No momento em que a Alemanha se prepara para celebrar o centenário da Escola de Artes e Ofícios Bauhaus, no próximo ano, o passado regressou subitamente, deixando questões fantasmagóricas sobre o presente.

No âmbito da ascensão da extrema-direita, que varre agora grande parte do mundo, o grupo político pró-nazi Alternativa para a Alemanha (AfD) obteve resultados eleitorais sem precedentes desde o pós-guerra nas regiões da Turíngia e da Saxónia.

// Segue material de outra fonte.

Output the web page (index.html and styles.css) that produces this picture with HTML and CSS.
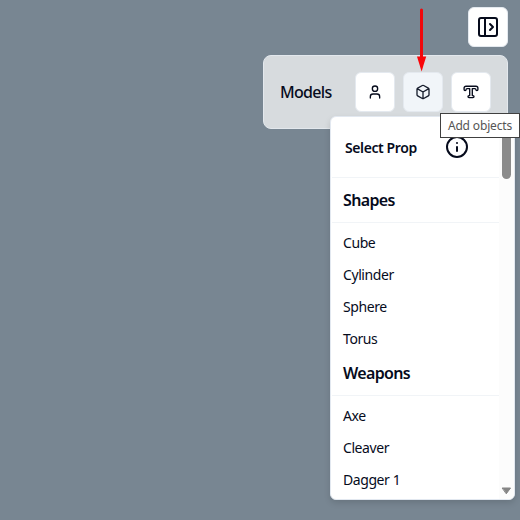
FILE: index.html
```html
<!DOCTYPE html>
<html lang="en">
<head>
<meta charset="utf-8">
<title>Models</title>
<link rel="stylesheet" href="styles.css">
</head>
<body>
<div class="app">
  <div class="topbar">
    <button class="btn" aria-label="Close panel">
      <svg width="24" height="24" viewBox="0 0 24 24"><rect x="3" y="3" width="18" height="18" rx="2"/><path d="M9 3v18M14 9l3 3-3 3"/></svg>
    </button>
  </div>
  <div class="panel">
    <span class="panel-title">Models</span>
    <div class="tools">
      <button class="btn" aria-label="Add characters">
        <svg width="16" height="16" viewBox="0 0 24 24"><circle cx="12" cy="7" r="4"/><path d="M19 21v-2a4 4 0 0 0-4-4H9a4 4 0 0 0-4 4v2"/></svg>
      </button>
      <button class="btn active" aria-label="Add objects">
        <svg width="16" height="16" viewBox="0 0 24 24"><path d="M21 8a2 2 0 0 0-1-1.73l-7-4a2 2 0 0 0-2 0l-7 4A2 2 0 0 0 3 8v8a2 2 0 0 0 1 1.73l7 4a2 2 0 0 0 2 0l7-4A2 2 0 0 0 21 16ZM3.3 7l8.7 5 8.7-5M12 22V12"/></svg>
      </button>
      <button class="btn" aria-label="Add text">
        <svg width="16" height="16" viewBox="0 0 16 16" class="thin"><path d="M3 2.200h10a1.900 1.900 0 0 1 1.900 1.900v1.500a1 1 0 0 1-2 0 1 1 0 0 0-1-1H9.300v7h.7a1 1 0 0 1 0 2H6a1 1 0 0 1 0-2h.7v-7H4.100a1 1 0 0 0-1 1 1 1 0 0 1-2 0V4.100A1.900 1.900 0 0 1 3 2.200Z"/></svg>
      </button>
    </div>
  </div>
  <div class="menu">
    <div class="menu-body">
      <div class="menu-head">
        <span>Select Prop</span>
        <svg width="24" height="24" viewBox="0 0 24 24"><circle cx="12" cy="12" r="10"/><path d="M12 16v-4M12 8h.01"/></svg>
      </div>
      <h2 class="first">Shapes</h2>
      <ul><li>Cube</li><li>Cylinder</li><li>Sphere</li><li>Torus</li></ul>
      <h2>Weapons</h2>
      <ul><li>Axe</li><li>Cleaver</li><li>Dagger 1</li></ul>
    </div>
    <div class="scroll">
      <div class="thumb"></div>
      <svg class="down" width="11" height="8" viewBox="0 0 11 8"><path d="M1.500 1h8L5.500 6.500Z"/></svg>
    </div>
  </div>
  <div class="tooltip">Add objects</div>
  <svg class="arrow" width="10" height="64" viewBox="0 0 10 64"><path class="shaft" d="M4.500 2v49"/><path class="tip" d="M0 48.500h9.200L4.600 63.500Z"/></svg>
</div>
</body>
</html>
```
FILE: styles.css
```css
* { box-sizing: border-box; }
body { margin: 0; }
.app {
  position: relative;
  width: 520px;
  height: 520px;
  overflow: hidden;
  padding: 7px 12px;
  background: #788692;
  color: #060b1c;
  font-family: "Noto Sans", "Open Sans", sans-serif;
}
svg { display: block; fill: none; stroke: #060b1c; stroke-width: 2; stroke-linecap: round; stroke-linejoin: round; }
.topbar { display: flex; justify-content: flex-end; }
.btn {
  display: flex;
  align-items: center;
  justify-content: center;
  width: 40px;
  height: 40px;
  padding: 0;
  border: 1px solid #e4e9ef;
  border-radius: 6px;
  background: #fff;
}
.active { background: #f1f5f9; }
.active svg { stroke: #171d2d; }
.btn .thin { stroke-width: 1.35; }
.panel {
  display: flex;
  align-items: center;
  justify-content: space-between;
  width: 245px;
  height: 74px;
  margin: 8px 0 0 auto;
  padding: 0 16px;
  border: 1px solid #e3e8ed;
  border-radius: 8px;
  background: #d7dbde;
}
.panel-title { font-size: 16px; font-weight: 500; letter-spacing: -0.7px; }
.tools { display: flex; gap: 8px; }
.menu {
  position: absolute;
  left: 330px;
  top: 116px;
  display: flex;
  width: 185px;
  height: 384px;
  overflow: hidden;
  border: 1px solid #e2e8f0;
  border-radius: 6px;
  background: #fff;
  box-shadow: 0 3px 6px rgba(0, 0, 0, .13);
}
.menu-body { width: 168px; padding-left: 1px; }
.menu-head {
  display: flex;
  align-items: center;
  justify-content: space-between;
  height: 61px;
  padding: 0 30px 0 13px;
  border-bottom: 1px solid #f1f4f7;
  font-size: 14px;
  font-weight: 600;
  letter-spacing: -0.4px;
}
h2 {
  height: 41px;
  margin: 0;
  padding-left: 11px;
  border-bottom: 1px solid #f1f4f7;
  font-size: 16px;
  font-weight: 600;
  line-height: 36px;
  letter-spacing: -0.65px;
}
.first { height: 45px; line-height: 45px; }
ul { margin: 0; padding: 4px 0 0 11px; list-style: none; }
li { height: 32px; font-size: 14px; line-height: 32px; letter-spacing: -0.42px; }
.scroll {
  display: flex;
  flex: 1;
  flex-direction: column;
  align-items: center;
  justify-content: space-between;
  padding: 0 1px 4px 0;
  background: #fcfcfc;
}
.thumb { width: 9px; height: 62px; border-radius: 0 0 5px 5px; background: #8b8b8b; }
.down { fill: #858585; stroke: #858585; stroke-width: 1; }
.tooltip {
  position: absolute;
  left: 440px;
  top: 113px;
  width: 80px;
  height: 25px;
  border: 1px solid #404040;
  background: #fff;
  color: #555;
  font-size: 12px;
  line-height: 23px;
  letter-spacing: -0.15px;
  text-align: center;
  white-space: nowrap;
}
.arrow { position: absolute; left: 417px; top: 8px; }
.shaft { stroke: #f0070b; stroke-width: 3; }
.tip { fill: #f90408; stroke: none; }
```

A Alemanha atravessa uma crise económica profunda (segundo ano consecutivo de recessão) e uma crise política (rutura do governo de coligação). Neste contexto, em outubro passado, a AfD apresentou uma moção no parlamento da Saxónia-Anhalt, em Magdeburgo (antiga Alemanha de Leste), sob o lema “Aberração ou desvio da modernidade, para uma análise crítica da Bauhaus”. Tudo soava muito parecido com a linguagem utilizada pelos nazis nos anos 1930, quando qualificavam essa formidável experiência como “arte degenerada”.

A República de Weimar

A Bauhaus foi fundada numa altura de crise do pensamento moderno e da racionalidade técnica ocidental no conjunto da Europa, em particular na República de Weimar. Este foi o nome dado ao regime político estabelecido na Alemanha após a derrota do país na Primeira Guerra Mundial. Este período, durante o qual vigorou o regime democrático-eleitoral, caracterizou-se por uma grande instabilidade política e social, sucediam-se revoltas militares, tentativas de golpes de Estado de direita, tentativas revolucionárias de esquerda (em janeiro de 1919, durante a rebelião espartaquista do governo social-democrata, foram assassinados Karl Liebknecht e Rosa Luxemburgo).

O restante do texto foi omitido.